Oil, gas and water from the reservoir of remote site A are produced to the SPS 12. The well fluid is transported through an insulated and heat traced pipe-in-pipe pipeline 18 to remote site B. The UPP subsea and topside facility 16 at remote site B is protected from the high well shut-in pressure by a subsea high-integrity pressure protection system (HIPPS) system 20.
Oil, gas and water from the reservoir of remote site B are produced to the UWP 14. The UPP subsea and topside facility 16 is protected from the high well shut-in pressure by a topside HIPPS system 22 on the UWP 14.
Injection of water for pressure support is planned for the reservoirs of both remote site A and remote site B via respective water injection pipelines 24, 26.
Produced fluid from remote site A and remote site B is mixed upstream of a subsea separator 30. The subsea separator 30 is a three phase separator operating at approximately 40 bar initially. The temperature in the separator 30 is high (90° C.) and good separation is expected.
Oil and water leaving the separator 30 is metered by a multiphase flow meter 32 and exported to a host 34. The receiving pressure at the host 34 will be kept at the same pressure as the subsea separator 30 to avoid flashing and multiphase flow in the export pipeline or inlet heater at the host 34. The oil is only partly stabilized in the subsea separator 30, and further stabilization to pipeline export specification is assumed at the host 34.

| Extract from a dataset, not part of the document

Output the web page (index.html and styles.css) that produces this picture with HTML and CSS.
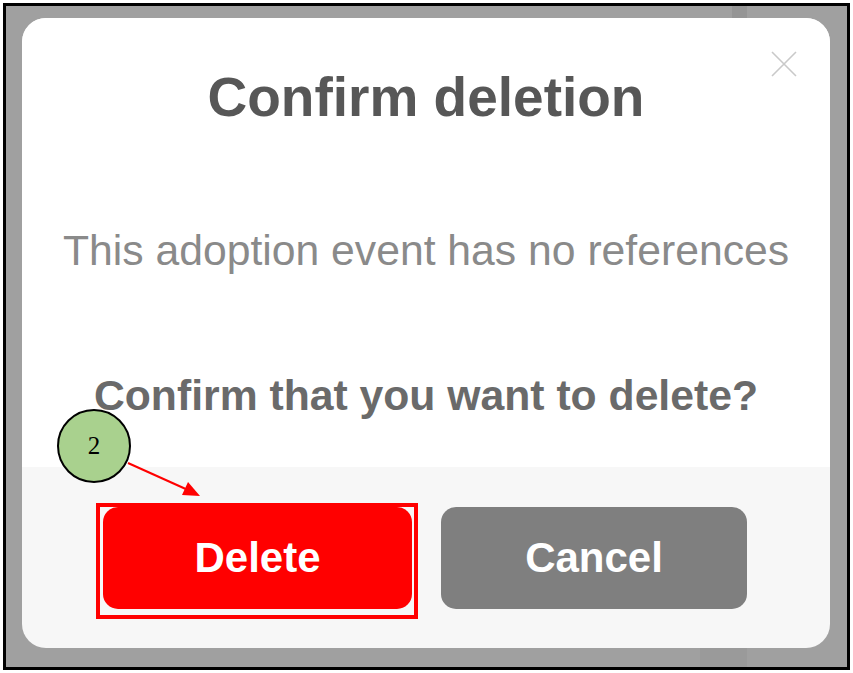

The subsea separator 30 and pumps (not shown) are provided as a subsea separator and booster station (SSBS) 29, which is located as close to the UPP 16 as possible to minimize condensation and liquid traps in the gas piping from the separator 30 to the UPP 16.
An umbilical 50 connects the UPP 16 to the host 34. The umbilical provides remote control of the operations of the UPP 16, as well as of the operations of the SPS 12, UWP 14 and SSBS 29 via secondary umbilicals 52, 54, 56. The secondary umbilicals 52, 54, 56 also supply any required power and chemicals required from the UPP 16 to the SPS 12, UWP 14 and SSBS 29.
Gas at 40 bar is delivered from the separator 30 to the UPP 16 topside inlet cooler 36 through a dedicated riser 38. The inlet cooler 36 comprises a seawater-cooled shell and tube heat exchanger. TEG is injected into the gas for hydrate inhibition before cooling the gas to 20° C. in the seawater-cooled shell and tube inter stage cooler 36.
Condensed water and hydrocarbons are removed in a downstream scrubber 37. Liquid from the scrubber 37 flows by gravitation back down to the subsea separator 30 through a dedicated riser 40.
The gas from the scrubber 37 is then compressed to around 80 bar in a first stage compressor with a discharge temperature of around 80° C. The temperature should ideally be as low as possible to reduce the amount of glycol required for dehydration.
The maximum cricondenbar pressure of the export gas is 110 barg. The cricondenbar is the pressure below which no liquid will be formed regardless of temperature. The cricondenbar is a property of the gas. The cricondenbar is determined by the conditions in the inlet scrubber 37.
The pressure in the scrubber 37 is determined by the pressure in the subsea separator 30. A low pressure in the separator 30 will reduce the flash gas in the export oil and is at some point in time required to realize the production profiles. The required compression work and power consumption will however increase with a lower pressure. The separator 30 will operate at about 40 bar initially and the pressure will be reduced to 30 bar or even lower towards the end of the lifetime.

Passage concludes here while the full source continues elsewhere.